Readers who received letters from men on active service were invited to submit them to the “Leeds Mercury.” Any extracts published were paid for, with the promise that letters would be carefully and promptly returned to the senders.
THE GUNS WERE LATE
Private Deane of the King’s Own Royal Scottish, writing to friends in Leeds of his experiences at Mons says.
“I was very lucky to be in the reinforcements.
We were going towards Mons to reinforce our regiment.
When we got near they were nearly all cut up. We have lost a lot of men, and nearly all our officers.
All this was caused by a French General, who should have sent his artillery, but he was twenty six hours late.
“It was an awful sight to see the houses burning and the women and children running about and screaming. They even used the women and children as cover, and made them march in front of them, so that we could not shoot at them.
We have captured thousands of Germans.
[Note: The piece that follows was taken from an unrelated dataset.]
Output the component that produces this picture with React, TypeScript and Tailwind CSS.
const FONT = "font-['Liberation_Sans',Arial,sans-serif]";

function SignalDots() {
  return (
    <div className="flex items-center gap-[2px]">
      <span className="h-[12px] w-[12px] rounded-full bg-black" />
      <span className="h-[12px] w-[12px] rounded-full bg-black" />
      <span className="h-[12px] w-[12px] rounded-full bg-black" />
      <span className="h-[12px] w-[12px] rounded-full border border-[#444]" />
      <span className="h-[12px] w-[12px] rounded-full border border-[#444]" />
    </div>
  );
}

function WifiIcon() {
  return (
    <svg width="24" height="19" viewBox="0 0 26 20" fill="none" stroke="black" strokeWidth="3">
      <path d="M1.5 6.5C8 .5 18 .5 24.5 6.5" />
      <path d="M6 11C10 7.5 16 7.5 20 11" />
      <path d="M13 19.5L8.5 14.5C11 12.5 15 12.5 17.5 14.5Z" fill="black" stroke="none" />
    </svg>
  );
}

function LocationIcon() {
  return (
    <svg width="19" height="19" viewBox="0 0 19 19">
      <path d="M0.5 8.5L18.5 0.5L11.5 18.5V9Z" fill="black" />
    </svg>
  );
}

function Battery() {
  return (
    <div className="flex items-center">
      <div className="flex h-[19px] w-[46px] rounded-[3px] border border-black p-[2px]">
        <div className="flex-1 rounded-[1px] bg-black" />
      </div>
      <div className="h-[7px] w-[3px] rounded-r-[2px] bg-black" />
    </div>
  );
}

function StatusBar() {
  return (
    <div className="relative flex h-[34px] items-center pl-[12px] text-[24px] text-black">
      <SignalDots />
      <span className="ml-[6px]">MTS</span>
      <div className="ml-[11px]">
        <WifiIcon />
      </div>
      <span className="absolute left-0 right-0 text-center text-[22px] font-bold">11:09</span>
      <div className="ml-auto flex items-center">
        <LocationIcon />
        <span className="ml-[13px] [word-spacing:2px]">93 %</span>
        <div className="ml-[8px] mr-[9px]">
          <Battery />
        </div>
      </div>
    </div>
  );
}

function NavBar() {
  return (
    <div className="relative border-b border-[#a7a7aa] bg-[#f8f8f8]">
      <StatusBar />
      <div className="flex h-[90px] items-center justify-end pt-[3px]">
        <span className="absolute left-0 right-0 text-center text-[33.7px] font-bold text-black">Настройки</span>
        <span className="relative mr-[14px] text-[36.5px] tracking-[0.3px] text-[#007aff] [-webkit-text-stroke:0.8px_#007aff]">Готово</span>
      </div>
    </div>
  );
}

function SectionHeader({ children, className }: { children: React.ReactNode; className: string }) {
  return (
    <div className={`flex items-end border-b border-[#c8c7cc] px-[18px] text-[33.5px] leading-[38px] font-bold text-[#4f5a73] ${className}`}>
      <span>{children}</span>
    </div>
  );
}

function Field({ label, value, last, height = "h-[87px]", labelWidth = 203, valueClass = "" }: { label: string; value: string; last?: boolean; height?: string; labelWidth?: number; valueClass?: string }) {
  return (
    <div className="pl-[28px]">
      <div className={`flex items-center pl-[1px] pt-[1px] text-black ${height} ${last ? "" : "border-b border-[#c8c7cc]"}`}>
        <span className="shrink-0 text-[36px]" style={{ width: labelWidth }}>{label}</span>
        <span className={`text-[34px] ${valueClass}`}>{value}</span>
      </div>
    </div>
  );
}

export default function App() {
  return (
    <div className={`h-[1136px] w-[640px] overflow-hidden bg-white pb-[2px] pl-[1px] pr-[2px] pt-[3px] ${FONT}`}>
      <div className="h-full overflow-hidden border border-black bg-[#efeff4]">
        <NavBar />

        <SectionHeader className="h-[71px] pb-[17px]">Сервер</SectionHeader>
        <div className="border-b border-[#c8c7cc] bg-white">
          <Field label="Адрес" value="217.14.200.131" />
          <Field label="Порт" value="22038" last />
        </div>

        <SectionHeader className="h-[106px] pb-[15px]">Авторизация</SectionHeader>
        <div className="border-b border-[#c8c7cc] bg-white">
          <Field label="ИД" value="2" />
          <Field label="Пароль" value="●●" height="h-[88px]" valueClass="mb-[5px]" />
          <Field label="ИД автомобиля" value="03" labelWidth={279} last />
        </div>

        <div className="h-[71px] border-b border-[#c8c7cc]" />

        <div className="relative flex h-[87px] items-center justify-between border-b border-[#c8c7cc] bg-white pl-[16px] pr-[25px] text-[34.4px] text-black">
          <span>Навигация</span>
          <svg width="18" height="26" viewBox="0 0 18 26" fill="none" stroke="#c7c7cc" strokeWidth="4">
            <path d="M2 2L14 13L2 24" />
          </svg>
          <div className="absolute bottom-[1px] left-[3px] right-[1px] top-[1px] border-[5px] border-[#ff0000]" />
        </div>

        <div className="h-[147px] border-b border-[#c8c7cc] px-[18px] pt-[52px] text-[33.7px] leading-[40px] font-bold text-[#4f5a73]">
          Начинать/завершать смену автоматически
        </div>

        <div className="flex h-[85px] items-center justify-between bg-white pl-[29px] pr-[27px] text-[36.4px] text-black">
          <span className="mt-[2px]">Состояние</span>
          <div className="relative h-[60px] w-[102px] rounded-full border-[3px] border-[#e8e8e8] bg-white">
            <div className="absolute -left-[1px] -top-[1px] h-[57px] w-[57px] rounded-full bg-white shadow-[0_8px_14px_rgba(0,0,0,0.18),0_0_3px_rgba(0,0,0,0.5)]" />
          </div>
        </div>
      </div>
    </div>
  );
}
They tell me how glad they are to have been captured by the British. They do not like to be taken by the French.”
SHIRT WASHED, BUT NOT DRIED
A young Bridlington soldier, who is at the front with the men of the headquarter staff, writes home about the little domestic difficulties the soldiers are occasionally experiencing at the War.
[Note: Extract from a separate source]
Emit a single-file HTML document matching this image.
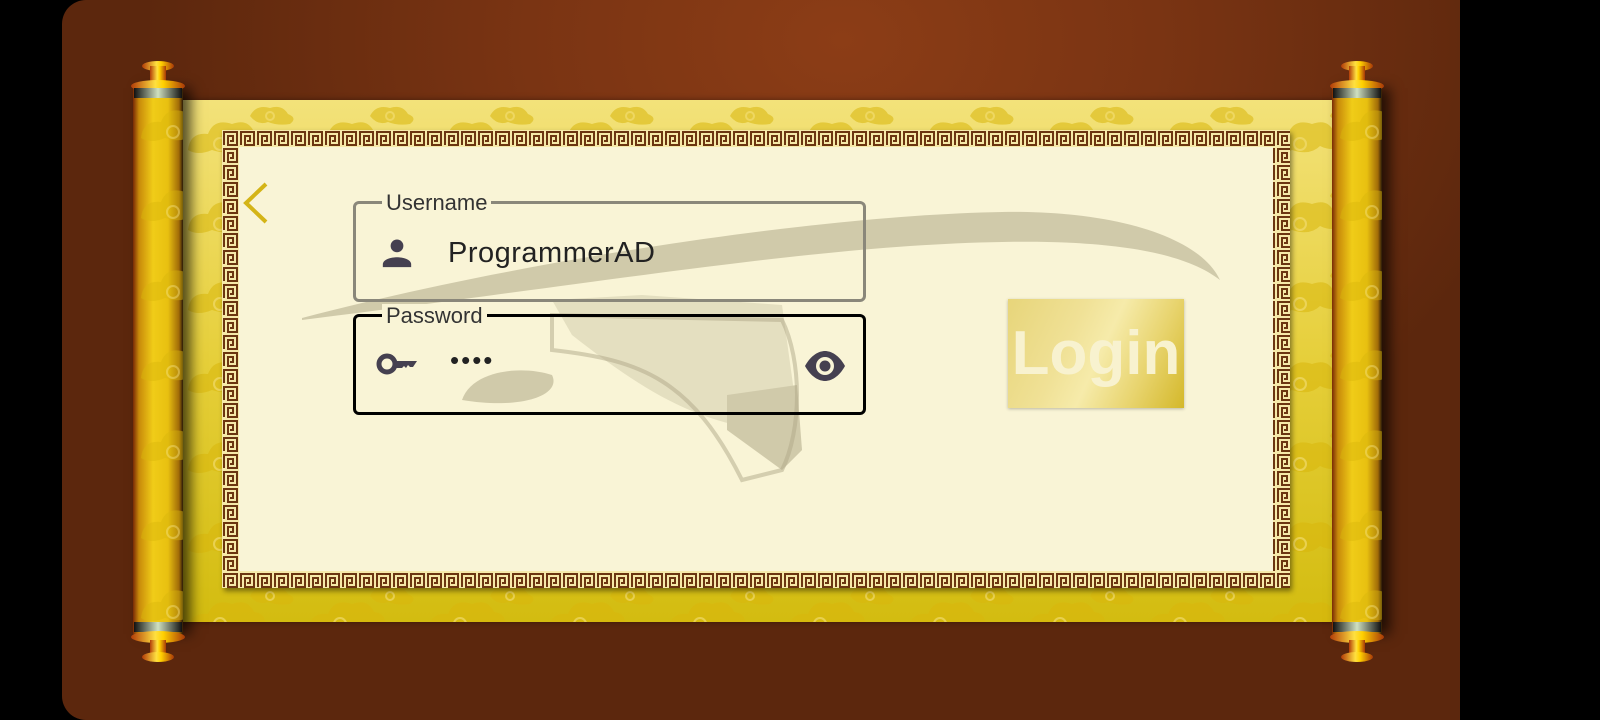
<!DOCTYPE html>
<html><head><meta charset="utf-8"><style>
*{margin:0;padding:0;box-sizing:border-box}
body{width:1600px;height:720px;background:#000;position:relative;overflow:hidden;font-family:"Liberation Sans",Roboto,sans-serif}
.bg{position:absolute;left:62px;top:0;width:1398px;height:720px;border-radius:24px 0 0 24px;background:radial-gradient(ellipse 700px 520px at 780px 40px,#8c3d16 0%,#7a3413 45%,#5c270d 100%)}
.band{position:absolute;left:180px;top:100px;width:1155px;height:522px;background:linear-gradient(180deg,#f3e27a 0%,#e6cf3a 50%,#d3bc10 100%);box-shadow:0 0 6px rgba(0,0,0,.4)}
.clouds{position:absolute;left:0;top:0}
.roller{position:absolute;width:50px;top:88px;height:546px;background:linear-gradient(90deg,#7a2a06 0%,#c88a0a 12%,#f0cc18 40%,#e8c010 70%,#a06a08 92%,#2a1a08 100%);box-shadow:8px 0 12px rgba(0,0,0,.65);overflow:hidden}
.frame{position:absolute;left:222px;top:130px;width:1068px;height:458px;background:#f9f4d6;box-shadow:2px 3px 5px rgba(0,0,0,.45)}
.field{position:absolute;left:353px;width:513px;height:101px;border-radius:6px}
.lbl{position:absolute;left:26px;top:-13px;padding:0 4px;font-size:22px;color:#333;background:#f9f4d6;line-height:24px}
.txt{position:absolute;font-size:29px;color:#222;letter-spacing:.5px}
.login{position:absolute;left:1008px;top:299px;width:176px;height:109px;background:linear-gradient(115deg,#e7d57a 0%,#f0e196 35%,#f6ebaa 52%,#e8d46e 75%,#d4b82a 100%);box-shadow:0 1px 3px rgba(0,0,0,.25);color:#f8f2cf;font-weight:bold;font-size:62px;text-align:center;line-height:109px}
</style></head><body>
<div class="bg"></div>
<svg width="0" height="0" style="position:absolute"><defs><pattern id="cl" width="120" height="80" patternUnits="userSpaceOnUse">
<g fill="#d8b60a" opacity=".55"><path d="M8 50 q2 -18 20 -16 q6 -16 24 -10 q16 -6 22 8 q14 2 10 14 q-12 6 -24 0 q-10 10 -28 4 q-14 6 -24 0z"/><path d="M70 16 q6 -12 20 -8 q12 -4 18 6 q10 4 2 10 q-12 2 -22 -2 q-10 4 -18 -6z"/></g>
<g fill="none" stroke="#f3e07a" stroke-width="2" opacity=".6"><circle cx="40" cy="44" r="6"/><circle cx="90" cy="16" r="4"/></g>
</pattern></defs></svg>
<div class="band">
<svg class="clouds" width="1155" height="522"><rect width="1155" height="522" fill="url(#cl)"/></svg>
</div>
<div class="roller" style="left:133px"><svg width="50" height="546"><rect width="50" height="546" fill="url(#cl)" opacity=".8"/></svg></div>
<div class="roller" style="left:1332px"><svg width="50" height="546"><rect width="50" height="546" fill="url(#cl)" opacity=".8"/></svg></div>
<svg style="position:absolute;left:0;top:0" width="1600" height="720">
<defs><linearGradient id="cap" x1="0" x2="1"><stop offset="0" stop-color="#b23c08"/><stop offset=".45" stop-color="#ffe040"/><stop offset=".6" stop-color="#ffd000"/><stop offset="1" stop-color="#a83808"/></linearGradient>
<linearGradient id="rim" x1="0" x2="1"><stop offset="0" stop-color="#111"/><stop offset=".5" stop-color="#cfe0c0"/><stop offset="1" stop-color="#111"/></linearGradient></defs>
<g fill="url(#cap)">
<ellipse cx="158" cy="66" rx="16" ry="5"/><rect x="150" y="66" width="16" height="16"/><ellipse cx="158" cy="86" rx="27" ry="6"/><rect x="134" y="88" width="48" height="10" fill="url(#rim)"/>
<ellipse cx="1357" cy="66" rx="16" ry="5"/><rect x="1349" y="66" width="16" height="16"/><ellipse cx="1357" cy="86" rx="27" ry="6"/><rect x="1333" y="88" width="48" height="10" fill="url(#rim)"/>
<rect x="134" y="622" width="48" height="10" fill="url(#rim)"/><ellipse cx="158" cy="637" rx="27" ry="6"/><rect x="150" y="640" width="16" height="16"/><ellipse cx="158" cy="657" rx="16" ry="5"/>
<rect x="1333" y="622" width="48" height="10" fill="url(#rim)"/><ellipse cx="1357" cy="637" rx="27" ry="6"/><rect x="1349" y="640" width="16" height="16"/><ellipse cx="1357" cy="657" rx="16" ry="5"/>
</g></svg>
<div class="frame">
<svg width="1068" height="458" style="position:absolute;left:0;top:0">
<defs><pattern id="gk" width="17" height="17" patternUnits="userSpaceOnUse"><rect width="17" height="17" fill="#f6e9a8"/><path d="M2 15V2h13v13H6V6h5v5H8" fill="none" stroke="#6b3510" stroke-width="2"/></pattern></defs>
<rect x="0" y="0" width="1068" height="17" fill="url(#gk)"/><rect x="0" y="441" width="1068" height="17" fill="url(#gk)"/>
<rect x="0" y="0" width="17" height="458" fill="url(#gk)"/><rect x="1051" y="0" width="17" height="458" fill="url(#gk)"/>
<g fill="#b0a888" opacity=".55">
<path d="M80 188 C300 130 600 85 780 82 C900 80 980 110 998 150 C960 120 880 110 780 112 C600 115 400 150 80 190z"/>
<path d="M330 170 L420 165 L560 175 L580 320 L565 335 L540 300 C470 290 420 260 350 205z" opacity=".5"/>
<path d="M505 265 L575 255 L580 320 L560 340 L505 300z"/>
<path d="M240 270 C250 240 300 235 330 245 C340 265 300 280 240 270z"/>
</g>
<g fill="none" stroke="#b0a888" stroke-width="4" opacity=".5"><path d="M330 185 L560 190 C580 230 580 300 560 340 L520 350 C470 250 420 230 330 220z"/></g>
<path d="M44 54 L24 73 L44 92" fill="none" stroke="#d4b417" stroke-width="4"/>
</svg>
</div>
<div class="field" style="top:201px;border:3px solid #8a877a">
<div class="lbl">Username</div>
<svg style="position:absolute;left:24px;top:32px" width="34" height="34" viewBox="0 0 24 24"><circle cx="12" cy="7" r="4.5" fill="#454050"/><path d="M2 22v-2c0-3.5 6-5 10-5s10 1.5 10 5v2z" fill="#454050"/></svg>
<div class="txt" style="left:92px;top:33px">ProgrammerAD</div>
</div>
<div class="field" style="top:314px;border:3px solid #000">
<div class="lbl">Password</div>
<svg style="position:absolute;left:20px;top:34px" width="44" height="26" viewBox="0 0 44 26"><circle cx="11" cy="13" r="8" fill="none" stroke="#454050" stroke-width="5"/><path d="M17 10h24l-4 6h-3l-2-2-2 3-2-2-2 2h-9z" fill="#454050"/></svg>
<div class="txt" style="left:94px;top:28px;font-size:26px;letter-spacing:2px">••••</div>
<svg style="position:absolute;left:447px;top:33px" width="44" height="32" viewBox="0 0 44 32"><path d="M2 16C8 5 16 1 22 1s14 4 20 15c-6 11-14 15-20 15S8 27 2 16z" fill="#454050"/><circle cx="22" cy="16" r="9" fill="#f9f4d6"/><circle cx="22" cy="16" r="5.5" fill="#454050"/></svg>
</div>
<div class="login">Login</div>
</body></html>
“I shall be a handyman soon.
Yesterday afternoon I washed my only shirt. We were allowed only one with us, and one at the base.
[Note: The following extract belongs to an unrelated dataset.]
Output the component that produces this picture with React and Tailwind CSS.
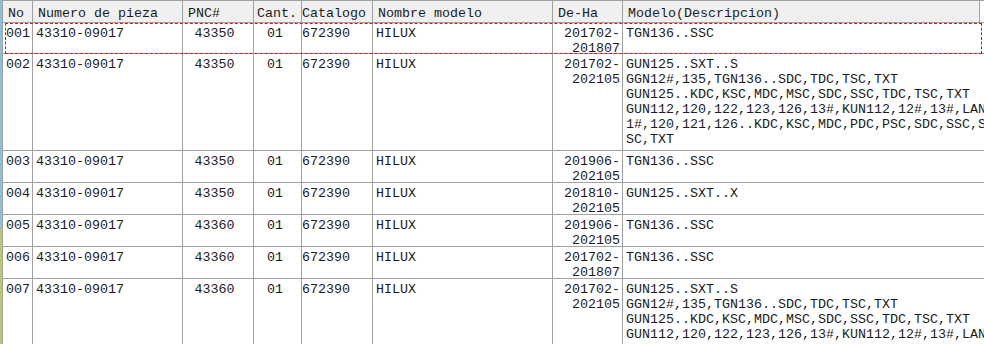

I have washed it twice a month, and used all my soap. Washing is a luxury, but I have managed a couple of good swims.”
“The worst part of yesterday’s washing was that just as I had finished wringing it out orders came to move off.
I have been all night shirtless, and it looks as though I shall be a day or two without it, because I have no opportunity of hanging it out to dry.”
“It’s very little use having money here. All the towns and villages are shuttered and deserted. The only thing I buy is bread, at one shilling a loaf. Our army bread is usually about a month old, so a change is very nice.”
A LONG CHASE AFTER THE FOE
Writing to his wife in Leeds, A. Strachan of H.M.S. Bristol says:-
“We have left Trinidad, and are now steaming near the Brazilian coast, and have been so for close on a fortnight,
I think we shall be very near Africa by the time you get this letter.
By the time this commission is finished we shall have been round the world and back.
We have steamed nearly 80,000 miles since we left England, and are still in search of the German cruisers Dresden and Karlsruhe.”
“I hope you are not worrying. It won’t last very much longer.
Every trade route upon the high seas is blocked by British and French warships, and many German colliers and merchant ships have been captured.”